Representativeness of the studied soils

The total organic C content range of the soils included in this study (Table 1) is similar to that reported by Sainz Rozas et al. (2011) who analyzed TOC content changes in a wide range of soils of the Argentine Pampas Region, and by Puget & Lal (2005) for soils from several parts of the world. The CV of organic C fractions could be attributed not only to particle size distribution within each texture class, but also to the effect of different factors such as cropping history, crop sequence and fertilization which are closely related to soil organic C content. The highest TOC contents were observed in the fine to medium texture classes (Fi, LFi and LCo, Table 1). This agrees with McConkey et al. (2003) who reported higher organic C stocks under NT in fine textured soils, which could be attributed to the relationship between Cy content and to the chemical and physical protection of soil organic C (Six et al., 2002). On the other hand, cropping period duration (Studdert et al., 1997; Irízar, 2010) and crop sequence (Domínguez et al.,

2009) also affect soil organic C stock through the amount, quality and timing of C input to the soil. The larger the amount of residues returned to the soil, the higher the C input and the lower the effect of soil use on soil organic C stock (Domínguez et al., 2009; Varvel & Wilhelm, 2010). It is worth remarking that the CV of TOC and of AOC were very similar throughout all texture classes (Table 1), whereas those of POC were much higher. This confirms that POC is much more sensitive to different soil management practices and uses.
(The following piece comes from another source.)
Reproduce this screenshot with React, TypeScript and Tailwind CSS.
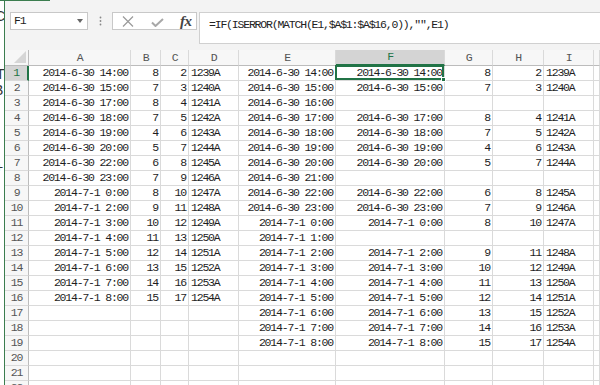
import React from "react";

type Row = { a: string; b: string; c: string; d: string; e: string; f: string; g: string; h: string; i: string };

const left: [string, string, string, string][] = [
  ["2014-6-30 14:00", "8", "2", "1239A"],
  ["2014-6-30 15:00", "7", "3", "1240A"],
  ["2014-6-30 17:00", "8", "4", "1241A"],
  ["2014-6-30 18:00", "7", "5", "1242A"],
  ["2014-6-30 19:00", "4", "6", "1243A"],
  ["2014-6-30 20:00", "5", "7", "1244A"],
  ["2014-6-30 22:00", "6", "8", "1245A"],
  ["2014-6-30 23:00", "7", "9", "1246A"],
  ["2014-7-1 0:00", "8", "10", "1247A"],
  ["2014-7-1 2:00", "9", "11", "1248A"],
  ["2014-7-1 3:00", "10", "12", "1249A"],
  ["2014-7-1 4:00", "11", "13", "1250A"],
  ["2014-7-1 5:00", "12", "14", "1251A"],
  ["2014-7-1 6:00", "13", "15", "1252A"],
  ["2014-7-1 7:00", "14", "16", "1253A"],
  ["2014-7-1 8:00", "15", "17", "1254A"],
];

const eCol = [
  "2014-6-30 14:00",
  "2014-6-30 15:00",
  "2014-6-30 16:00",
  "2014-6-30 17:00",
  "2014-6-30 18:00",
  "2014-6-30 19:00",
  "2014-6-30 20:00",
  "2014-6-30 21:00",
  "2014-6-30 22:00",
  "2014-6-30 23:00",
  "2014-7-1 0:00",
  "2014-7-1 1:00",
  "2014-7-1 2:00",
  "2014-7-1 3:00",
  "2014-7-1 4:00",
  "2014-7-1 5:00",
  "2014-7-1 6:00",
  "2014-7-1 7:00",
  "2014-7-1 8:00",
];

const right: ([string, string, string, string] | null)[] = [
  ["2014-6-30 14:00", "8", "2", "1239A"],
  ["2014-6-30 15:00", "7", "3", "1240A"],
  null,
  ["2014-6-30 17:00", "8", "4", "1241A"],
  ["2014-6-30 18:00", "7", "5", "1242A"],
  ["2014-6-30 19:00", "4", "6", "1243A"],
  ["2014-6-30 20:00", "5", "7", "1244A"],
  null,
  ["2014-6-30 22:00", "6", "8", "1245A"],
  ["2014-6-30 23:00", "7", "9", "1246A"],
  ["2014-7-1 0:00", "8", "10", "1247A"],
  null,
  ["2014-7-1 2:00", "9", "11", "1248A"],
  ["2014-7-1 3:00", "10", "12", "1249A"],
  ["2014-7-1 4:00", "11", "13", "1250A"],
  ["2014-7-1 5:00", "12", "14", "1251A"],
  ["2014-7-1 6:00", "13", "15", "1252A"],
  ["2014-7-1 7:00", "14", "16", "1253A"],
  ["2014-7-1 8:00", "15", "17", "1254A"],
];

const rows: Row[] = Array.from({ length: 22 }, (_, k) => {
  const l = left[k];
  const r = right[k];
  return {
    a: l ? l[0] : "",
    b: l ? l[1] : "",
    c: l ? l[2] : "",
    d: l ? l[3] : "",
    e: eCol[k] ?? "",
    f: r ? r[0] : "",
    g: r ? r[1] : "",
    h: r ? r[2] : "",
    i: r ? r[3] : "",
  };
});

const cellR = "h-[15px] border-r border-b border-[#dadada] flex items-center justify-end pr-[2px] whitespace-nowrap";
const cellL = "h-[15px] border-r border-b border-[#dadada] flex items-center justify-start pl-[2px] whitespace-nowrap";
const colHead = "h-[16px] border-r border-b border-r-[#dadada] border-b-[#bcbcbc] bg-[#f7f7f7] flex items-center justify-center text-[#555]";

export default function App() {
  const cols = ["A", "B", "C", "D", "E", "F", "G", "H", "I", ""];
  return (
    <div className="relative flex w-[600px] h-[385px] overflow-hidden bg-[#f3f3f3] text-[11.5px] tracking-[-1.2px] text-[#1e1e1e] font-['Liberation_Mono',monospace]">
      {/* window edge on the left */}
      <div className="relative shrink-0 w-[4px] h-full bg-white overflow-hidden text-[#333] text-[14px] font-['Liberation_Sans',sans-serif] tracking-normal">
        <span className="absolute left-[-5px] top-[6px]">C</span>
        <span className="absolute left-[-4px] top-[64px]">T</span>
        <span className="absolute left-[-6px] top-[80px]">B</span>
        <span className="absolute left-[-5px] top-[157px]">+</span>
      </div>
      <div className="shrink-0 w-[1px] h-full bg-[#3b7d4f]" />
      <div className="absolute left-0 top-0 w-[50px] h-[1px] bg-[#3b7d4f]" />

      <div className="flex flex-col flex-1 min-w-0">
        {/* formula bar */}
        <div className="shrink-0 h-[50px] flex items-start pt-[12px]">
          <div className="ml-[5px] w-[78px] h-[18px] border border-[#c8c8c8] bg-white flex items-center justify-between pl-[3px] pr-[4px]">
            <span>F1</span>
            <svg width="6" height="4" viewBox="0 0 6 4"><path d="M0 0h6L3 4z" fill="#666" /></svg>
          </div>
          <div className="w-[24px] h-[18px] flex items-center justify-center">
            <svg width="3" height="10" viewBox="0 0 3 10">
              <circle cx="1.5" cy="1.5" r="0.9" fill="#888" />
              <circle cx="1.5" cy="5" r="0.9" fill="#888" />
              <circle cx="1.5" cy="8.5" r="0.9" fill="#888" />
            </svg>
          </div>
          <div className="w-[85px] h-[18px] border border-[#c8c8c8] bg-white flex items-center">
            <svg className="ml-[9px]" width="12" height="11" viewBox="0 0 12 11">
              <path d="M1 0.5L11 10.5M11 0.5L1 10.5" stroke="#9a9a9a" strokeWidth="1.2" fill="none" />
            </svg>
            <svg className="ml-[17px] mt-[3px]" width="13" height="9" viewBox="0 0 13 9">
              <path d="M1 4.5L4.5 8L12 1" stroke="#a8a8a8" strokeWidth="2" fill="none" />
            </svg>
            <span className="ml-[16px] text-[15px] italic font-bold text-[#444] tracking-[-0.5px] font-['Liberation_Serif',serif] leading-none">fx</span>
          </div>
          <div className="ml-[2px] flex-1 h-[32px] border border-r-0 border-[#d0d0d0] bg-white pl-[9px] pt-[3px] whitespace-nowrap text-[#222]">
            =IF(ISERROR(MATCH(E1,$A$1:$A$16,0)),"",E1)
          </div>
        </div>

        {/* grid */}
        <div className="shrink-0 grid bg-white grid-cols-[24px_102px_30px_28px_50px_97px_109px_48px_51px_50px_1fr]">
          <div className="h-[16px] border-r border-b border-[#bcbcbc] bg-[#f7f7f7] flex items-end justify-end pr-[2px] pb-[2px]">
            <svg width="12" height="12" viewBox="0 0 12 12"><path d="M12 0V12H0z" fill="#d6d6d6" /></svg>
          </div>
          {cols.map((c, idx) =>
            c === "F" ? (
              <div key={idx} className="h-[16px] border-r border-r-[#dadada] border-b-2 border-b-[#217346] bg-[#d4d4d4] flex items-center justify-center text-[#217346]">
                {c}
              </div>
            ) : (
              <div key={idx} className={colHead}>{c}</div>
            )
          )}
          {rows.map((r, k) => (
            <React.Fragment key={k}>
              {k === 0 ? (
                <div className="h-[15px] border-r-2 border-r-[#217346] border-b border-b-[#dadada] bg-[#d4d4d4] flex items-center justify-center text-[#217346]">
                  {k + 1}
                </div>
              ) : (
                <div className="h-[15px] border-r border-b border-r-[#bcbcbc] border-b-[#dadada] bg-[#f7f7f7] flex items-center justify-center text-[#555]">
                  {k + 1}
                </div>
              )}
              <div className={cellR}>{r.a}</div>
              <div className={cellR}>{r.b}</div>
              <div className={cellR}>{r.c}</div>
              <div className={cellL}>{r.d}</div>
              <div className={cellR}>{r.e}</div>
              {k === 0 ? (
                <div className={cellR + " relative"}>
                  {r.f}
                  <div className="absolute left-[-1px] top-[-1px] right-[0px] bottom-[0px] border-2 border-[#217346]" />
                  <div className="absolute right-[-2px] bottom-[-2px] w-[5px] h-[5px] bg-[#217346] border border-white" />
                </div>
              ) : (
                <div className={cellR}>{r.f}</div>
              )}
              <div className={cellR}>{r.g}</div>
              <div className={cellR}>{r.h}</div>
              <div className={cellL}>{r.i}</div>
              <div className={cellL}></div>
            </React.Fragment>
          ))}
        </div>
      </div>
    </div>
  );
}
The wide range of mean TOC and its fractions contents within and among textural classes, together with the dispersion of Si+Cy and Sa contents (Table 1), indicate that soil samples used for this study represent a wide range of situations. Therefore, it is considered that the results of this studyare representative of the Argentine Pampas Region.

Prediction of POC

The results shown in Table 2 indicate that the estimation of POC as a function of TOC/(Si+Cy) would not be feasible, especially for coarse textured soils (data not shown). On the other hand, models fitted in the curve-fitting step adequately estimated POC as a function of TOC, and POC/ (Si+Cy) as a function of TOC/(Si+Cy) (Table 2).

Plante et al. (2006) observed that the relationship of texture with soil organic C differences among soils was higher for those fractions protected within microaggre-gates than for those labile or hydrolysable ones not occluded within them. This is probably due to the close relation between soil C and Si+Cy content (Hassink, 1997) which in turn also influences micoraggregate formation and stabilization (Six et al., 2002). Likewise, McLauchlan (2006) reported that soil organic C increase with the increase in Cy content was not generalized and that only the organic C fraction chemically protected by Cy (Six et al., 2002) followed that trend. Similarly, Liang et al. (2009) and Zinn et al. (2007) found that soil organic C content was strongly affected by Si+Cy content, especially Cy content. Thus, as proposed by Quiroga et al. (2006), the relativization of organic C fraction contents to Si+Cy contents to compare organic C dynamics among soils with different textures would be necessary to account for the influence of the mineral fraction on C dynamics.

As discussed before, in this study, the relativization IV (TOC/(Si+Cy)) only did not yield a good estimation of POC (Table 2). Silt+Cy content influences not only the TOC content but also TOC fraction proportions (Plante et al., 2006) and, therefore, partial relativization may have not taken such effect completely into account. However, no improvement in model performance was observed when POC and TOC contents were relativized to Si+Cy contents, when compared to the performance of the model obtained with the not-relativized variables (Figs. 2 and 3, Table 2).

Some other factors could influence the relationship between soil organic C fractions and Si+Cy content such as Cy type, climate factors such as temperature and precipitation, and management practices, among others. Hevia et al. (2003) reported that in soils from the Argentine semiarid region, POC/(Si+Cy) increased with increasing annual rainfall whereas it decreased with mean temperature increases. On the other hand, Percival et al. (2000) observed in New Zealand that neither Cy content nor climate factors explained the variation of soil organic C, while the proportion of alophans in the Cy fraction explained a great part of it. They concluded that Cy mineralogy highly influences the relationship between Cy content and organic C variation. Furthermore, Hao & Kravchenko (2007) reported that the relationship between organic C fractions and Si+Cy content under NT was much stronger than under CT. Chivenge et al. (2006) informed that in fine-textured soils, conservation practices increased soil organic C due to a reduction of its mineralization rate, while in coarse-textured ones the increase was due to a greater C input. For soils within the LFi texture class, Roldán (2011) reported that higher Cy contents were associated with greater organic C protection and macroaggregate stability regardless of the tillage system.

The soils used in this study represented a wide range of management histories, climatic conditions, and textures (Table 1, Fig. 1). The lack of improvement of model performance when variables were relativized (Fig. 2 and Table 2) indicate that the incidence of climatic and management factors on organic C differences across soils was much stronger than the Si+Cy content effect.

CONCLUSION

The results obtained in this study indicate that for the conditions studied, the fitted model satisfactorily estimated POC using TOC content, especially for soils with loam texture. This reveals a great simplification to obtain POC and with it, estimate some other soil properties important to evaluate soil quality (e.g. N mineralization capacity, aggregate stability). However, even though these results are applicable to the most cropped areas, it is necessary to deepen the research in coarser and finer textured soils. This will contribute to improve the model performance and to have a better representation of most soils, being also very important in terms of their contribution to global crop production.